Language laboratories are one type of speaking-listening media. Tape recorders allow students to hear model pronunciation of foreign languages and record and playback their own voices as they engage in practice drills. Many language laboratories provide a master control board which allows the teacher to listen to and correct any student individually as they work. Some laboratories are equipped to use filmstrips or videos simultaneously with the tape recorders. This is an effective mode of operant learning, and once basic vocabulary and syntax has been developed the learning can switch to active problem-solving.
- Visual and Observational Media
Many students, especially visual learners, benefit from materials such as pictures, diagrams, charts, graphs, cartoons, posters, slides, and videos. Demonstrations and experiments also help reinforce visual learning.
Generally, visual media is used to provide concrete examples in order to lead the students to the generalizations, abstract thinking, and explaining that constitutes learning. On its own, visual media can be a hindrance to learning; for examples, interesting pictures in a history textbook do not necessarily help the students' understanding of historical events. However, when combined with careful classroom explanation and discussion, visual aids can help students interpret, infer, and understand the concepts being presented to them.
- Reading-Writing Media
Reading and writing form the basis of traditional education, requiring a sophisticated understanding of language. Textbooks are often essential in the classroom, providing extensive coverage of material at an appropriate level for the student. However, textbooks provide no feedback to or interaction with the student, and the teacher needs to fill this gap.

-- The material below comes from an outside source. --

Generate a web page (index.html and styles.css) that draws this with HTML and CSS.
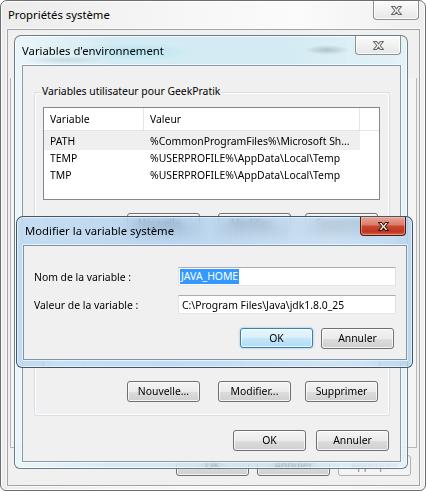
FILE: index.html
```html
<!DOCTYPE html>
<html lang="fr">
<head>
<meta charset="utf-8">
<title>Propriétés système</title>
<link rel="stylesheet" href="styles.css">
</head>
<body>
<div class="desk">

  <section class="win outer">
    <header class="titlebar">
      <span class="title">Propriétés système</span>
      <span class="close"><svg class="xg" width="13" height="11" viewBox="0 0 13 11"><path d="M1.5 1.5H4.6L6.5 3.9L8.4 1.5H11.5L8.1 5.5L11.5 9.5H8.4L6.5 7.1L4.6 9.5H1.5L4.9 5.5Z"/></svg></span>
    </header>
    <div class="client outer-client">
      <div class="tabpage"></div>
      <div class="btnrow outer-btns">
        <button class="btn">OK</button>
        <button class="btn">Annuler</button>
        <button class="btn disabled">Appliquer</button>
      </div>
    </div>
  </section>

  <section class="win env">
    <header class="titlebar">
      <span class="title">Variables d'environnement</span>
      <span class="close"><svg class="xg" width="13" height="11" viewBox="0 0 13 11"><path d="M1.5 1.5H4.6L6.5 3.9L8.4 1.5H11.5L8.1 5.5L11.5 9.5H8.4L6.5 7.1L4.6 9.5H1.5L4.9 5.5Z"/></svg></span>
    </header>
    <div class="client env-client">
      <div class="group">
        <span class="group-label">Variables utilisateur pour GeekPratik</span>
        <div class="list">
          <div class="lv-head"><span class="c1">Variable</span><span class="c2">Valeur</span></div>
          <div class="lv-rows">
            <div class="lv-row hot"><span class="c1">PATH</span><span class="c2">%CommonProgramFiles%\Microsoft Sh...</span></div>
            <div class="lv-row"><span class="c1">TEMP</span><span class="c2">%USERPROFILE%\AppData\Local\Temp</span></div>
            <div class="lv-row"><span class="c1">TMP</span><span class="c2">%USERPROFILE%\AppData\Local\Temp</span></div>
          </div>
        </div>
        <div class="btnrow grp-btns">
          <button class="btn b-new">Nouvelle...</button>
          <button class="btn b-mod">Modifier...</button>
          <button class="btn">Supprimer</button>
        </div>
      </div>
      <div class="group group-sys">
        <div class="list"></div>
        <div class="btnrow grp-btns">
          <button class="btn b-new">Nouvelle...</button>
          <button class="btn b-mod">Modifier...</button>
          <button class="btn">Supprimer</button>
        </div>
      </div>
      <div class="btnrow env-btns">
        <button class="btn">OK</button>
        <button class="btn">Annuler</button>
      </div>
    </div>
  </section>

  <section class="win edit">
    <header class="titlebar">
      <span class="title">Modifier la variable système</span>
      <span class="close close-red"><svg class="xg" width="13" height="11" viewBox="0 0 13 11"><path d="M1.5 1.5H4.6L6.5 3.9L8.4 1.5H11.5L8.1 5.5L11.5 9.5H8.4L6.5 7.1L4.6 9.5H1.5L4.9 5.5Z"/></svg></span>
    </header>
    <div class="client edit-client">
      <div class="field">
        <span class="flabel">Nom de la variable :</span>
        <div class="tb"><span class="sel">JAVA_HOME</span></div>
      </div>
      <div class="field">
        <span class="flabel">Valeur de la variable :</span>
        <div class="tb tb-val">C:\Program Files\Java\jdk1.8.0_25</div>
      </div>
      <div class="btnrow edit-btns">
        <button class="btn default">OK</button>
        <button class="btn">Annuler</button>
      </div>
    </div>
  </section>

</div>
</body>
</html>
```

FILE: styles.css
```css
* { box-sizing: border-box; }

html, body {
  margin: 0;
  padding: 0;
}

body {
  width: 426px;
  height: 492px;
  overflow: hidden;
  background: #ffffff;
  font-family: "Noto Sans", "Open Sans", sans-serif;
  font-size: 10.4px;
  color: #000;
}

.desk {
  position: relative;
  width: 426px;
  height: 492px;
}

/* ---------- windows ---------- */
.win {
  position: absolute;
  display: flex;
  flex-direction: column;
  border: 1px solid #6e6e6e;
  border-radius: 7px 7px 6px 6px;
}

.outer {
  left: 0;
  top: 0;
  width: 426px;
  height: 491px;
  padding: 0 5px 4px 6px;
  background: linear-gradient(90deg, #ececec 0%, #f7f7f7 45%, #fbfbfb 70%, #efefef 100%);
  box-shadow: inset 0 0 0 1px rgba(255,255,255,0.8);
}

.env {
  left: 14px;
  top: 35px;
  width: 394px;
  height: 434px;
  padding: 0 6px 6px 7px;
  border-color: rgba(70, 86, 98, 0.75);
  background:
    radial-gradient(22px 5px at 312px 14px, rgba(90,110,120,0.35), rgba(90,110,120,0) 100%),
    radial-gradient(40px 4px at 50px 24px, rgba(120,150,160,0.25), rgba(120,150,160,0) 100%),
    radial-gradient(60px 10px at 120px 16px, rgba(160,225,240,0.55), rgba(160,225,240,0) 100%),
    linear-gradient(90deg, rgba(255,255,255,0.5) 0%, rgba(255,255,255,0) 25%, rgba(255,255,255,0) 70%, rgba(255,255,255,0.35) 100%),
    rgba(190, 232, 245, 0.55);
  backdrop-filter: blur(6px);
  box-shadow: inset 0 0 0 1px rgba(255,255,255,0.7);
}

.edit {
  left: 16px;
  top: 216px;
  width: 397px;
  height: 152px;
  padding: 0 5px 7px 6px;
  border-color: rgba(45, 62, 84, 0.85);
  background:
    linear-gradient(90deg, rgba(255,255,255,0.15) 0%, rgba(255,255,255,0) 40%, rgba(255,255,255,0.25) 80%, rgba(255,255,255,0.08) 100%),
    rgba(140, 192, 238, 0.52);
  backdrop-filter: blur(6px);
  box-shadow: inset 0 0 0 1px rgba(255,255,255,0.55);
}

.titlebar {
  flex: none;
  display: flex;
  align-items: flex-start;
  justify-content: space-between;
  height: 28px;
}

.env .titlebar { height: 29px; }

.title {
  align-self: center;
  font-size: 11.3px;
  line-height: 16px;
  white-space: nowrap;
}

.outer .title { padding-left: 1px; }
.edit .title { padding-left: 2px; }

.close {
  flex: none;
  width: 46px;
  height: 19px;
  display: flex;
  align-items: center;
  justify-content: center;
  border: 1px solid rgba(60, 60, 60, 0.55);
  border-top: none;
  border-radius: 0 0 4px 4px;
  background: linear-gradient(#fbfbfb 0%, #f1f1f1 50%, #e6e6e6 100%);
  box-shadow: inset 0 0 0 1px rgba(255,255,255,0.85);
}

.outer .close { margin-right: 1px; }
.edit .close { margin-right: 1px; }

.xg path {
  fill: #fbfbfb;
  stroke: #666666;
  stroke-width: 1.1;
  stroke-linejoin: round;
}

.close-red {
  border-color: #4e1a10;
  background: linear-gradient(#e9a597 0%, #da7d6d 42%, #c7472f 52%, #bf3620 82%, #d8634c 100%);
  box-shadow: inset 0 0 0 1px rgba(255,210,200,0.45);
}

.close-red .xg path {
  fill: #ffffff;
  stroke: #3f1208;
}

/* ---------- client areas ---------- */
.client {
  flex: 1;
  display: flex;
  flex-direction: column;
  background: #f0f0f0;
  border: 1px solid #8e9aa3;
  box-shadow: 0 0 0 1px rgba(255,255,255,0.6);
}

.outer-client { border-color: #a3a3a3; }
.edit-client { border-color: #7f93ab; }

/* ---------- outer (mostly hidden) ---------- */
.tabpage {
  flex: 1;
  margin: 48px 2px 0;
  border: 1px solid #b4b8be;
  border-top: none;
  background: #f4f4f4;
}

.btnrow {
  display: flex;
  justify-content: flex-end;
}

.outer-btns {
  gap: 8px;
  margin: 7px 8px 9px 0;
}

/* ---------- buttons ---------- */
.btn {
  flex: none;
  width: 73px;
  height: 21px;
  padding: 0;
  margin: 0;
  font: inherit;
  line-height: 19px;
  color: #000;
  border: 1px solid #707070;
  border-radius: 3px;
  background: linear-gradient(#f3f3f3 0%, #ebebeb 50%, #dddddd 52%, #cfcfcf 100%);
  box-shadow: inset 0 0 0 1px rgba(255,255,255,0.75);
}

.btn.default {
  height: 20px;
  line-height: 18px;
  border-color: #3c7fb1;
  background: linear-gradient(#e8f5fd 0%, #d8effc 50%, #c4e6f9 52%, #b2dcf4 100%);
  box-shadow: inset 0 0 0 1px rgba(255,255,255,0.7), 0 0 2px rgba(70,160,225,0.8);
}

.btn.disabled {
  color: #838383;
  border-color: #adb2b5;
  background: #f4f4f4;
  box-shadow: none;
}

/* ---------- env client content ---------- */
.env-client {
  padding-top: 26px;
}

.group {
  position: relative;
  margin: 0 10px 0 11px;
  padding: 14px 9px 13px 8px;
  border: 1px solid #d5dfe5;
  border-radius: 3px;
  box-shadow: inset 0 0 0 1px rgba(255,255,255,0.9);
}

.group-sys { margin-top: 12px; }

.group-label {
  position: absolute;
  left: 6px;
  top: -10px;
  padding: 0 1px;
  line-height: 16px;
  background: #f0f0f0;
  white-space: nowrap;
}

.list {
  height: 93px;
  border: 1px solid #828790;
  background: #ffffff;
  overflow: hidden;
}

.lv-head {
  display: flex;
  height: 23px;
  line-height: 22px;
  border-bottom: 1px solid #e5e5e5;
}

.c1, .c2 {
  flex: none;
  padding-left: 6px;
  white-space: nowrap;
  overflow: hidden;
}

.c1 { width: 100px; }
.c2 { width: 216px; }

.lv-head .c1,
.lv-head .c2 {
  border-right: 1px solid #e5e5e5;
}

.lv-row {
  display: flex;
  width: 316px;
  line-height: 17px;
}

.lv-row.hot {
  background: #efefef;
}

.lv-rows .lv-row:first-child {
  padding-top: 2px;
}

.grp-btns {
  margin: 13px 2px 0 0;
}

.b-new { margin-right: 18px; }
.b-mod { margin-right: 14px; }

.env-btns {
  gap: 10px;
  margin: 14px 11px 0 0;
}

/* ---------- edit dialog content ---------- */
.edit-client {
  padding-top: 21px;
}

.field {
  display: flex;
  align-items: center;
  padding: 0 10px;
}

.field + .field { margin-top: 9px; }

.flabel {
  flex: 1;
  white-space: nowrap;
}

.tb {
  flex: none;
  display: flex;
  align-items: center;
  width: 218px;
  height: 19px;
  padding-left: 2px;
  border: 1px solid;
  border-color: #abadb3 #dbdfe6 #e3e9ef #e2e3ea;
  background: #ffffff;
  white-space: nowrap;
  overflow: hidden;
}

.tb-val { padding-left: 3px; }

.sel {
  display: inline-block;
  line-height: 15px;
  margin-left: -1px;
  padding: 0 1px;
  background: #3399ff;
  color: #ffffff;
}

.edit-btns {
  gap: 8px;
  margin: 14px 12px 0 0;
}
```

Programmed learning is a new form of reading and writing. Linear Programming - the most basic form of programmed learning - divides a subject into its components and arranges the parts into a sequential order. At each step in the reading, the student must respond and is immediately given feedback on his response. The program is structured so that most students' responses will be correct, encouraging them to continue. Another form of programmed learning is Branching Programming, which gives the student pieces of information and provides several possible answers to questions. The program progresses or detours the student according to his responses. This type of program reinforces the learning by backtracking over problem areas. These types of reading-writing media allow students to progress at their own rate and work independently; however, it can quickly become dull and tedious for the student.